Variation of Permeability of Viscous Fluid During Liquefaction Model Testing

Abstract

In dynamic centrifuge modelling, to resolve conflicts in scaling of time between dynamic and diffusion events, viscous fluids are used to reduce a model’s permeability. Recently, with the ease of its handling, methylcellulose (MC) solution is commonly used (Stewart et al. 1998). The author conducted constant head permeability tests of Toyoura sand by varying the fluid viscosity, paying attention to transient changes in its permeability and found that the permeability of sand with MC solution continuously decreased with the fluid passing, whereas it remained constant for purified water. Then, by modelling of models of the liquefaction model in centrifuge testing, the effect of permeability reduction is monitored and was confirmed that the effect is relatively minor. However, this is thought to be one of the sources of epistemic errors in centrifuge modelling.

1 Summary

In dynamic centrifuge modelling, to resolve conflicts in scaling of time between dynamic and diffusion events, viscous fluids are used to reduce a model’s permeability. Recently, with the ease of its handling, methylcellulose (MC) solution is commonly used (Stewart et al. 1998). The author conducted constant head permeability tests of Toyoura sand by varying the fluid viscosity, paying attention to transient changes in its permeability and found that the permeability of sand with MC solution continuously decreased with the fluid passing, whereas it remained constant for purified water. Then, by modelling of models of the liquefaction model in centrifuge testing, the effect of permeability reduction is monitored and was confirmed that the effect is relatively minor. However, this is thought to be one of the sources of epistemic errors in centrifuge modelling.

2 Essay

Constant head permeability tests were conducted with a particular focus on the transient changes of permeability with viscous fluids made of methylcellulose (MC) solution. Tested fluid viscosities were 20, 44 and 60 times that of purified water (Fig. 37.1). Results of the constant head tests showed that the permeability tends to degrade with the increasing volume of passing fluid. The effect might seriously affect the physical modelling in practice. Results of the constant head tests showed that the derived curves of permeability versus the volume of passing fluid were comprised of two segments.

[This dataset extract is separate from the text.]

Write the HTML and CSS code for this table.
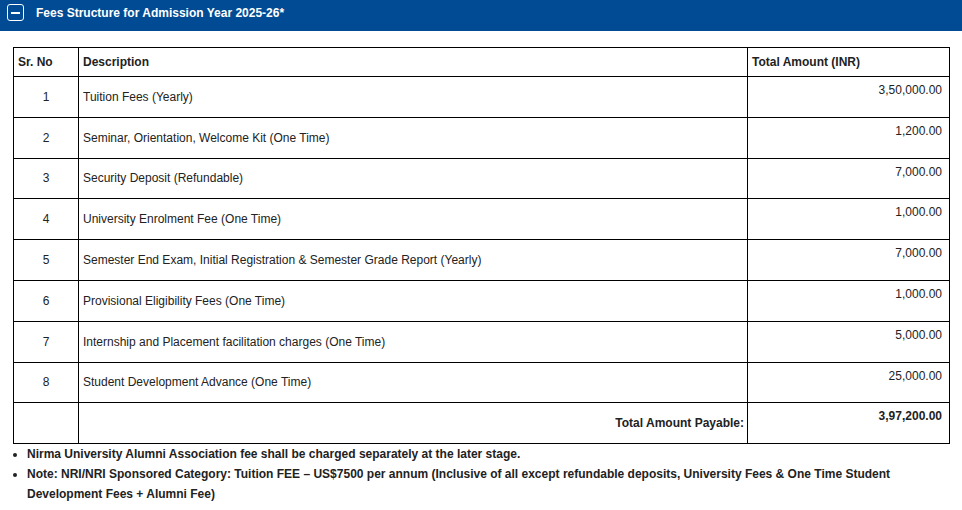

On the first slope, permeability continuously decreased at an almost constant rate regardless of the viscosity of the fluid until specific volumes of viscous fluid passing being reached at which point the curves reached a breakpoint and the second slope started. The rate of degradation was reduced less than 50%. The first slope of the curve may correspond to a complete coverage of pores near the surface in the sand specimen by MC fibres. From the above observation, it may be concluded that the permeability with MC solution drastically decreases with the quantity of viscous fluid passing.

Fig. 37.1

Variation of the permeability with quantity of passing water for Toyoura sand (D_r = 40%): (a) showing all curves including permeability of purified water and (b) showing curves of viscous fluids only

Then to see the effects of this variation of permeability, centrifuge model tests were conducted under two different centrifugal accelerations: 38.1G and 23.7G (Fig. 37.2). These G levels were determined by the scaling law of time for dynamic phenomena using MC solution of 38.1 and 23.7 mPa s as a pore fluid. A centrifugal acceleration at 1/3 of ground thickness from the surface was monitored, and the G level was maintained during the experiment so that the error of confining stress due to radial acceleration field can be minimized. Attention was given to the rate of pore pressure dissipation (Fig. 37.3). What was found from the centrifuge model tests are that the curves in the dissipation phase deviates from the linear segments in both cases of 38.1G and 23.7G (Fig. 37.3d). This may indicate that as pore pressure dissipates from the ground ejected pore water may be accumulated near the ground surface because of the possible effect of clogging of MC solutions.

Fig. 37.2

Model dimensions and sensors’ location for “modelling of models” centrifuge tests: (a) 38.1G and (b) 23.7G

Fig. 37.3

Time histories of excess pore water pressure: (a) P3, (b) P2, and (c) P1 and (d)–(f) for 232–532 s. Dotted horizontal line indicates the initial effective vertical stress

By assuming that the settled volume of the ground after shaking was equal to the volume of fluid ejected from the ground, the quantity of passing water was estimated to be 4.29 and 11.3 cm³, respectively, for the cases of 38.1G and 23.7G. With these numbers and results of the constant head test results (Fig. 37.1), for the case of 38.1G in which the MC solution of 38.1 mPa s was used, the effect of the degradation of permeability would be minor, while for the case of 23.1G (23.1 mPa s) about 40% of reduction in permeability was expected.

We conclude that care should be taken if the duration of the diffusion process or settlements after liquefaction is of particular interest in testing a model with MC solutions. Duration times can be larger than that of a prototype because of the possible clogging effect of the MC fibres. The degree of clogging may depend on the density of MC fibres in a fluid. Thus, care should also be taken to choose a type of MC which gives the lowest density of fibres in a viscous fluid of a certain viscosity.